En una mañana cualquiera, abrimos los ojos, palpamos el aire, percibimos los olores cálidos, o tal vez el suave aliento de un invierno. Vemos unas nubes inquietas y podemos gozar con su gris y su olor a lluvia; o tal vez ir por el sendero de la melancolía.
Ante un hecho catastrófico el dolor parece inevitable, sin embargo, alguien prefiere verlo con frialdad y, al menos, posterga el sufrimiento. Pero, ¿qué sucede cuándo un factor externo altera nuestra percepción del mundo? Medicamentos, drogas, y hasta un simple café muy cargado alteran nuestros sentidos. Las endorfinas que se generan con una experiencia agradable, con algún encuentro amoroso, recibir un premio inesperado, convierten al mundo, aunque sea por un corto tiempo, en un edén imposible.
¿Pero qué pasa si una enfermedad nos desquicia nuestro sistema sensorial? ¿Si un ente se introduce en el corazón de nuestro complejo sistema nervioso? Tal es el caso del coronavirus que, para los que lo hemos padecido, sabemos muy bien que el olfato se perturba y se ausenta por un tiempo dejándonos huérfanos de olores. Y más aún, la náusea nos espera después de darnos cuenta que lo que sabía a naranja, ya no es ese sabor cítrico y refrescante. Grande y muy desagradable fue mi experiencia cuando descubrí que los líquidos me sabían a anís. Pero un anís que provocaba un asco jamás sentido. Muchas naranjas acabaron en el cesto de la basura.
Aunque el recuerdo de esa desagradable sensación debiera ser suficiente para no recordar la enfermedad, una alteración misteriosa, desconocida, que me sorprendió después de diez días de padecerla, me lleva a recordarla con cierta nostalgia, algo así como un Síndrome de Estocolmo coronaviral.
Todas las mañanas, aún enfermo, me asomaba al frío de aquellos días, veía la calle, los árboles, el tiempo pasar. No esperaba nada nuevo, los días transcurrían. Y el sabor extraño, los dolores de huesos, la debilidad reflejada en el espejo, eran el retrato cotidiano.
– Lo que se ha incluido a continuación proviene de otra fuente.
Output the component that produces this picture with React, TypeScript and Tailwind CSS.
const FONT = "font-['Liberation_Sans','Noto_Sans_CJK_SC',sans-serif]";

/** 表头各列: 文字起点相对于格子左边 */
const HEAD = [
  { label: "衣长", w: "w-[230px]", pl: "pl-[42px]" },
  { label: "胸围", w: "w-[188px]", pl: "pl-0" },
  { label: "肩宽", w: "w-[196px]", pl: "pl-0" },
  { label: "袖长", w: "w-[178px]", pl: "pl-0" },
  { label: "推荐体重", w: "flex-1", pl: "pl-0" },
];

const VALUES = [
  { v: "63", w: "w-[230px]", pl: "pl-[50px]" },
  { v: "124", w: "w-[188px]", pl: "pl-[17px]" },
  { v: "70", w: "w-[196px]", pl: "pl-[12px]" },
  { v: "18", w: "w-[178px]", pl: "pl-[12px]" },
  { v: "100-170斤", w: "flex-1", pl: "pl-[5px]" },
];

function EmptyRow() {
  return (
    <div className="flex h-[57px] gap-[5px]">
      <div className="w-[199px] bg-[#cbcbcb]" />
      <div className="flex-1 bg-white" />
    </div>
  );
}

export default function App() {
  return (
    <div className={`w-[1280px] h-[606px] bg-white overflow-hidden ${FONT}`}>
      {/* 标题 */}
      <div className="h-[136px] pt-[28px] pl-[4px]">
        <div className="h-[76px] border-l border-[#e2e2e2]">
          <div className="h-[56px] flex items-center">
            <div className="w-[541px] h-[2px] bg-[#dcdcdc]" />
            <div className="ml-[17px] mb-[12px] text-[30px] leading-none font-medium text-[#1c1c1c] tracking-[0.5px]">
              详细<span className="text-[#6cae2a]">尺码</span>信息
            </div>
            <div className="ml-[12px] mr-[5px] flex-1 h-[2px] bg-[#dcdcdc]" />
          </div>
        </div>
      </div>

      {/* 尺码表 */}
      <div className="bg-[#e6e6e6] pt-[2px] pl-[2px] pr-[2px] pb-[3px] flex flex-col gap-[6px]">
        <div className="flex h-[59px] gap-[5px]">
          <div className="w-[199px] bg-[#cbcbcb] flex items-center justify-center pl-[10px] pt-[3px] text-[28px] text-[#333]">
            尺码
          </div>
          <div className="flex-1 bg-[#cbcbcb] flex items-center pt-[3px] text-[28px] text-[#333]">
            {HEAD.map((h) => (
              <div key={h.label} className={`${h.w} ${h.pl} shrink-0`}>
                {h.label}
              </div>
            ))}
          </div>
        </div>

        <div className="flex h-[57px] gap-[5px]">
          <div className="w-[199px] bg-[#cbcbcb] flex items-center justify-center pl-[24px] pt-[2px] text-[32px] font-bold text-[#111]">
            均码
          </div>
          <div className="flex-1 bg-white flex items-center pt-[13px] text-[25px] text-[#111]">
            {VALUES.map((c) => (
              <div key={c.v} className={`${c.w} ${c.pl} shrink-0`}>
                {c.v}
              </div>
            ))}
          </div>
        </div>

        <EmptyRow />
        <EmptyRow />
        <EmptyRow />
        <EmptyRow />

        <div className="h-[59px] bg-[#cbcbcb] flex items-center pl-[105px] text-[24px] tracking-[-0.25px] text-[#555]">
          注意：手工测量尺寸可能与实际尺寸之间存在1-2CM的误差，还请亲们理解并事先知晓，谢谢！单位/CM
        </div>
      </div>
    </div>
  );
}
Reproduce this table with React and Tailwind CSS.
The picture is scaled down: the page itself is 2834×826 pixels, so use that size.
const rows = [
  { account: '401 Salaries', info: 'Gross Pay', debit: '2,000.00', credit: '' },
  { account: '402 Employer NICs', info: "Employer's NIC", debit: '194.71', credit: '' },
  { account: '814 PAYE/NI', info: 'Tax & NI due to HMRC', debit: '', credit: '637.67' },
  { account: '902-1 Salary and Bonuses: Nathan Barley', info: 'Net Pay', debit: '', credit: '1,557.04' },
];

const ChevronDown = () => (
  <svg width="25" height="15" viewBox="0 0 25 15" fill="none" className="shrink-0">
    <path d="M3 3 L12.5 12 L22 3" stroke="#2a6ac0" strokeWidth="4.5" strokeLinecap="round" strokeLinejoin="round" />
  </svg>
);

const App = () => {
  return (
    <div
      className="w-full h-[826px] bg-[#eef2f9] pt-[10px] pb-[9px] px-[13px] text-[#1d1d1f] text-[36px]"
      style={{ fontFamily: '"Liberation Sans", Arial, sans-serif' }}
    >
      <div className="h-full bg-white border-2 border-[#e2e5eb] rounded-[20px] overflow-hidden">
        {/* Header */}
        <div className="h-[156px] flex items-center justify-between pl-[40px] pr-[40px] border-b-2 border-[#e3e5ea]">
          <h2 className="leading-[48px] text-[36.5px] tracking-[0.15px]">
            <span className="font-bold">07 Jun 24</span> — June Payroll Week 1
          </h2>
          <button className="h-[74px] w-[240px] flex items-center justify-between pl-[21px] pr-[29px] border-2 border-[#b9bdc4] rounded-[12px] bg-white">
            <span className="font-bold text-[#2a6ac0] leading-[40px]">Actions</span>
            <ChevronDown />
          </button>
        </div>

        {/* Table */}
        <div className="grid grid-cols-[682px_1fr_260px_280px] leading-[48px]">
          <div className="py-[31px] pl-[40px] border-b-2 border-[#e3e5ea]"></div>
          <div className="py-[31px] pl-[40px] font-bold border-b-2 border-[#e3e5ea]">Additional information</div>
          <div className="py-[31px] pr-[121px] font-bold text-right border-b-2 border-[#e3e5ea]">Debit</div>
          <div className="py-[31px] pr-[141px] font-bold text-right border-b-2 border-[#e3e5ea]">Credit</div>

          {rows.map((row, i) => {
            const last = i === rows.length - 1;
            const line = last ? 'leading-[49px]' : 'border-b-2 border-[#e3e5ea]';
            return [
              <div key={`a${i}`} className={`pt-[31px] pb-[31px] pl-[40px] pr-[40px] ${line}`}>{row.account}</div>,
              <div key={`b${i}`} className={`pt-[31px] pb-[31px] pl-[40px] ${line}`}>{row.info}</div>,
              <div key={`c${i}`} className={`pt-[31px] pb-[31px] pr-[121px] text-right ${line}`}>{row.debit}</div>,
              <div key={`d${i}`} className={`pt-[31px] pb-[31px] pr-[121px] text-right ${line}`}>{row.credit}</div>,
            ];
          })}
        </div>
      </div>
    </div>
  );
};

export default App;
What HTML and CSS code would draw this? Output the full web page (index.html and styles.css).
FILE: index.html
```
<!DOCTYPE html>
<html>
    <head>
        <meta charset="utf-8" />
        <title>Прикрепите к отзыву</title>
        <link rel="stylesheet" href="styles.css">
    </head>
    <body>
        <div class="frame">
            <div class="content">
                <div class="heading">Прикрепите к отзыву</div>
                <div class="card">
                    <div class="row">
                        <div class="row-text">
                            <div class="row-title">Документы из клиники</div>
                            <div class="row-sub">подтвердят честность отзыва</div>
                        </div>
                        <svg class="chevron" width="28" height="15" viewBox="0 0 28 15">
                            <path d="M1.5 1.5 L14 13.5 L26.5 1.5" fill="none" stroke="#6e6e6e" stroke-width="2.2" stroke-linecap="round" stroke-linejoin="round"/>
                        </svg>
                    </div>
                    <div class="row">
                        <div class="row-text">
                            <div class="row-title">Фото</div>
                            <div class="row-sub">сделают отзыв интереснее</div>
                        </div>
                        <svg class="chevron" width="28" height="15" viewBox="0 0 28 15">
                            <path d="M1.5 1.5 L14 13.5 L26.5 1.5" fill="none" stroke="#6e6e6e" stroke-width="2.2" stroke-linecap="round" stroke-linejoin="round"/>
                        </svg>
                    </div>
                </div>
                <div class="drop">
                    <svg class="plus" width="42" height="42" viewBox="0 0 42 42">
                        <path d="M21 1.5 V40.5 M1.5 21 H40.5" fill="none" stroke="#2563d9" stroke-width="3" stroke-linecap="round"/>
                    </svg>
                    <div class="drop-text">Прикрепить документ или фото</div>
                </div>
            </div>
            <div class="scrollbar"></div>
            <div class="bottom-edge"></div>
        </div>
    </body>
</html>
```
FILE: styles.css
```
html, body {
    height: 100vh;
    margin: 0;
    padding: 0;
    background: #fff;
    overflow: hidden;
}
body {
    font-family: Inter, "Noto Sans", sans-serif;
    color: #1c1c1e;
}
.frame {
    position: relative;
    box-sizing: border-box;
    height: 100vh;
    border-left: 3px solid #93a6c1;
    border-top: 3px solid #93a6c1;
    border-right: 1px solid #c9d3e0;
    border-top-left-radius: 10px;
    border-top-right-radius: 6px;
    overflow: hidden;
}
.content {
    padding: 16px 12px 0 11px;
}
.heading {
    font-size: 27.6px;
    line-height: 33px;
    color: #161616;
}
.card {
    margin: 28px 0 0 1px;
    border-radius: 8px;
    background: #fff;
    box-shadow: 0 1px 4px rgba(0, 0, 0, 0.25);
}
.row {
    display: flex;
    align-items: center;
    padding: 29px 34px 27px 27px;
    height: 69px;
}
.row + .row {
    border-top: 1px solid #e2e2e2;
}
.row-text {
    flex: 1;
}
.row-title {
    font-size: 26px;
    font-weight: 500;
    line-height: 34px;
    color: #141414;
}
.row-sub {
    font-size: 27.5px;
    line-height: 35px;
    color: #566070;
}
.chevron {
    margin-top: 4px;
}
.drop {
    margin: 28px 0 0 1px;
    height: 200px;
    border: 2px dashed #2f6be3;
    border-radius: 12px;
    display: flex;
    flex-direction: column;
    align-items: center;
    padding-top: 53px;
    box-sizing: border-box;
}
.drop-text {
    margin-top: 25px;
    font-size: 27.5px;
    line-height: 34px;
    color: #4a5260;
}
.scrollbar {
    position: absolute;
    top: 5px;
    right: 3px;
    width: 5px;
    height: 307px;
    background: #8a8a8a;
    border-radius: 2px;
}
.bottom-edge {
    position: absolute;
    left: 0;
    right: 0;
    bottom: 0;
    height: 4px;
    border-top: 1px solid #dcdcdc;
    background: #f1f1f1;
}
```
Después de esos agotadores días, mi retina percibió lo inconcebible: los colores del cielo, las hojas, la fachada naranja, brillaban y causaban cierto placer oftálmico. Padecía de discromatopsia. La intensidad cromática rebasaba mi entendimiento. Un mes gocé esos colores vangoguianos hasta que paulatinamente me abandonaron. Un médico mostró su preocupación ya que tal vez el virus había afectado las meninges.
Ahora, con la melancolía del recuerdo por esos días, lo único que extraño del coronavirus, son esos colores vivos, la fosforescencia de las bugambilias; los reflejos del ciprés que arrojaba pequeños cristales a mis ojos; las fachadas alegres que sonreían cómplices de la mañana iluminada.
Quizás fue el coronavirus que maltrató mis meninges; quizás una conspiración cromática del paisaje; quizás, tan sólo fue la emoción de que había una segunda oportunidad.
No quisiera decirlo, pero cierta nostalgia es inevitable. Qué maravillosos días: ¡cómo extraño esos colores!